I assume every phone is a different user, and she just goes around rating apps. I am not sure if you could automate that process, but then why would the phones be arrenged in such a way that one person can quickly click on every one of them, instead of a dark room.
Probably could automate it, maybe even by using a Mac and multiple instances of the iOS simulator, but that would require a lot of expensive development, so it's likelt much cheaper to buy a bunch of devices and hire super cheap labor.
You could build a hardware rig that's programmed to hit the 5-star rating area, and then "submit" - but you'd also need to find a way to launch the app store to the correct app every time, and then debug the thing, and then still pay someone to stand around and watch in case it gets into trouble anyway.
Open CV could easily help in that area. Servo controlled stylus for input, OpenCV based watchdog against pre-programmed motions. Maybe mechanical turk or something to generate the reviews.
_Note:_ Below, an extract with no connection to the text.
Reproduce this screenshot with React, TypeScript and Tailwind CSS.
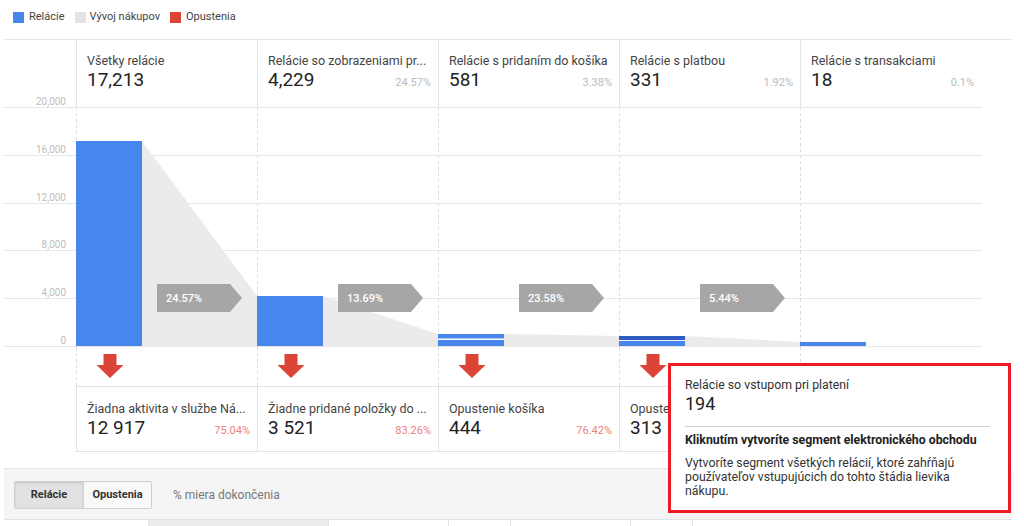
import React from "react";

const BLUE = "#4786ec";
const DARK_BLUE = "#2c5bc2";
const FUNNEL = "#ebebeb";
const TAG = "#a6a6a6";
const RED = "#db4437";

const COL = 181;
const AXIS = 72;
const ZERO = 239;

interface Stage {
  label: string;
  value: string;
  pct?: string;
}

const stages: Stage[] = [
  { label: "Všetky relácie", value: "17,213" },
  { label: "Relácie so zobrazeniami pr...", value: "4,229", pct: "24.57%" },
  { label: "Relácie s pridaním do košíka", value: "581", pct: "3.38%" },
  { label: "Relácie s platbou", value: "331", pct: "1.92%" },
  { label: "Relácie s transakciami", value: "18", pct: "0.1%" },
];

const drops = [
  { label: "Žiadna aktivita v službe Ná...", value: "12 917", pct: "75.04%" },
  { label: "Žiadne pridané položky do ...", value: "3 521", pct: "83.26%" },
  { label: "Opustenie košíka", value: "444", pct: "76.42%" },
  { label: "Opustenie platby", value: "313", pct: "" },
];

// bar segments in svg coords (top, height, colour)
const bars = [
  [{ y: 34, h: 205, c: BLUE }],
  [{ y: 189, h: 50, c: BLUE }],
  [
    { y: 227, h: 4.5, c: BLUE },
    { y: 233, h: 6, c: BLUE },
  ],
  [
    { y: 229, h: 4, c: DARK_BLUE },
    { y: 234, h: 5, c: BLUE },
  ],
  [{ y: 235, h: 4, c: BLUE }],
];

const tops = [34, 189, 227, 229, 235];
const rates = ["24.57%", "13.69%", "23.58%", "5.44%"];
const grid = [
  { y: 0.5, label: "20,000" },
  { y: 48.5, label: "16,000" },
  { y: 96.5, label: "12,000" },
  { y: 143.5, label: "8,000" },
  { y: 191.5, label: "4,000" },
  { y: 239.5, label: "0" },
];

const FunnelChart: React.FC = () => (
  <svg width={978} height={279} className="block overflow-visible">
    {[0, 1, 2, 3, 4].map((i) => (
      <line
        key={i}
        x1={AXIS + i * COL + 0.5}
        x2={AXIS + i * COL + 0.5}
        y1={0}
        y2={279}
        stroke="#dcdcdc"
        strokeDasharray="3 3"
      />
    ))}
    {grid.map((g) => (
      <g key={g.label}>
        <line x1={0} x2={978} y1={g.y} y2={g.y} stroke="#e6e6e6" />
        <text
          x={62}
          y={g.y - 3}
          textAnchor="end"
          fontSize={10}
          fill="#bdbdbd"
          fontFamily="Roboto, sans-serif"
        >
          {g.label}
        </text>
      </g>
    ))}
    {[0, 1, 2, 3].map((i) => {
      const x1 = AXIS + i * COL + 66;
      const x2 = AXIS + (i + 1) * COL;
      return (
        <polygon
          key={i}
          points={`${x1},${tops[i]} ${x2},${tops[i + 1]} ${x2},${ZERO} ${x1},${ZERO}`}
          fill={FUNNEL}
        />
      );
    })}
    {bars.map((segs, i) =>
      segs.map((s, j) => (
        <rect key={`${i}-${j}`} x={AXIS + i * COL} y={s.y} width={66} height={s.h} fill={s.c} />
      )),
    )}
    {rates.map((r, i) => {
      const x = AXIS + i * COL + 81;
      return (
        <g key={r}>
          <polygon
            points={`${x},177 ${x + 73},177 ${x + 85},191 ${x + 73},205 ${x},205`}
            fill={TAG}
          />
          <text
            x={x + 9}
            y={195}
            fontSize={11}
            fontWeight={500}
            fill="#fff"
            fontFamily="Roboto, sans-serif"
          >
            {r}
          </text>
        </g>
      );
    })}
    {[0, 1, 2, 3].map((i) => {
      const cx = AXIS + i * COL + 34;
      return (
        <polygon
          key={i}
          points={`${cx - 6.5},247 ${cx + 6.5},247 ${cx + 6.5},258 ${cx + 13.5},258 ${cx},271 ${cx - 13.5},258 ${cx - 6.5},258`}
          fill={RED}
        />
      );
    })}
  </svg>
);

export default function App() {
  return (
    <div
      className="relative w-[1024px] h-[526px] overflow-hidden bg-white text-[#333]"
      style={{ fontFamily: "Roboto, 'Liberation Sans', sans-serif" }}
    >
      {/* legend */}
      <div className="flex items-center h-[39px] pb-[5px] pl-[13px] text-[11px] text-[#444]">
        <span className="w-[11px] h-[11px] bg-[#4786ec] mr-[5px]" />
        <span className="mr-[10px]">Relácie</span>
        <span className="w-[11px] h-[11px] bg-[#e3e3e3] mr-[4px]" />
        <span className="mr-[10px]">Vývoj nákupov</span>
        <span className="w-[11px] h-[11px] bg-[#db4437] mr-[5px]" />
        <span>Opustenia</span>
      </div>

      <div className="ml-[4px] w-[1008px] border-t border-[#e6e6e6]">
        {/* stage headers */}
        <div className="grid grid-cols-[72px_repeat(5,181px)] h-[67px]">
          <div />
          {stages.map((s) => (
            <div key={s.label} className="border-l border-[#e6e6e6] pl-[10px] pr-[7px] pt-[13px]">
              <div className="text-[12.5px] leading-[16px] text-[#444] whitespace-nowrap">{s.label}</div>
              <div className="flex items-baseline justify-between">
                <span className="text-[19px] leading-[22px] text-[#222]">{s.value}</span>
                {s.pct && <span className="text-[11px] text-[#bbb]">{s.pct}</span>}
              </div>
            </div>
          ))}
        </div>

        <FunnelChart />

        {/* drop-off boxes */}
        <div className="grid grid-cols-[72px_repeat(4,181px)] h-[66px]">
          <div />
          {drops.map((d, i) => (
            <div
              key={d.label}
              className={`border-l border-t border-b border-[#e3e3e3] pl-[10px] pr-[7px] pt-[14px] ${
                i === 3 ? "border-r" : ""
              }`}
            >
              <div className="text-[12.5px] leading-[16px] text-[#444] whitespace-nowrap">{d.label}</div>
              <div className="flex items-baseline justify-between">
                <span className="text-[19px] leading-[22px] text-[#222]">{d.value}</span>
                <span className="text-[11px] text-[#e8837b]">{d.pct}</span>
              </div>
            </div>
          ))}
        </div>

        <div className="h-[16px]" />

        {/* bottom toolbar */}
        <div className="border-t border-[#e6e6e6] bg-[#f5f5f5] h-[51px] flex items-start pt-[12px] pl-[10px]">
          <div className="flex h-[28px] border border-[#d0d0d0] rounded-[2px] text-[11px] font-bold text-[#333]">
            <button className="w-[68px] bg-[#e2e2e2] shadow-[inset_0_1px_2px_rgba(0,0,0,0.12)]">Relácie</button>
            <button className="w-[68px] bg-[#f8f8f8] border-l border-[#d0d0d0]">Opustenia</button>
          </div>
          <span className="ml-[21px] mt-[5px] text-[12px] text-[#777]">% miera dokončenia</span>
        </div>
        <div className="grid grid-cols-[144px_180px_120px_62px_120px_62px_1fr] h-[20px] border-t border-[#e3e3e3]">
          <div />
          <div className="border-l border-[#e3e3e3] bg-[#ececec]" />
          <div className="border-l border-[#e3e3e3]" />
          <div className="border-l border-[#e3e3e3]" />
          <div className="border-l border-[#e3e3e3]" />
          <div className="border-l border-[#e3e3e3]" />
          <div className="border-l border-[#e3e3e3]" />
        </div>
      </div>

      {/* hover tooltip */}
      <div className="absolute left-[668px] top-[363px] w-[343px] h-[150px] border-[3px] border-[#ed1c24] bg-white pl-[14px] pr-[18px] pt-[12px] text-[#222]">
        <div className="text-[12.3px] leading-[14px] text-[#333]">Relácie so vstupom pri platení</div>
        <div className="mt-[2px] text-[18px] leading-[20px]">194</div>
        <div className="mt-[12px] border-t border-[#cfcfcf]" />
        <div className="mt-[6px] text-[12.3px] leading-[14px] font-bold">
          Kliknutím vytvoríte segment elektronického obchodu
        </div>
        <div className="mt-[9px] text-[12.3px] leading-[14px] text-[#333]">
          Vytvoríte segment všetkých relácií, ktoré zahŕňajú
          <br />
          používateľov vstupujúcich do tohto štádia lievika
          <br />
          nákupu.
        </div>
      </div>
    </div>
  );
}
Perhaps you could fight it by doing statistical analysis on review patterns. If the device is only ever giving great and/or crappy ratings and the same group of devices rates the same group of apps the same way, you could detect this.
Edit: Of course, they could fight detection by having a queue of apps to review and an array of devices. Randomize the matrix and periodically retire a device to prevent it from gaining too much history. Since it's running in a machine it would likely be in pristine condition and capable of being resold as new. Heck, they could buy one, use it for a period of time then return it.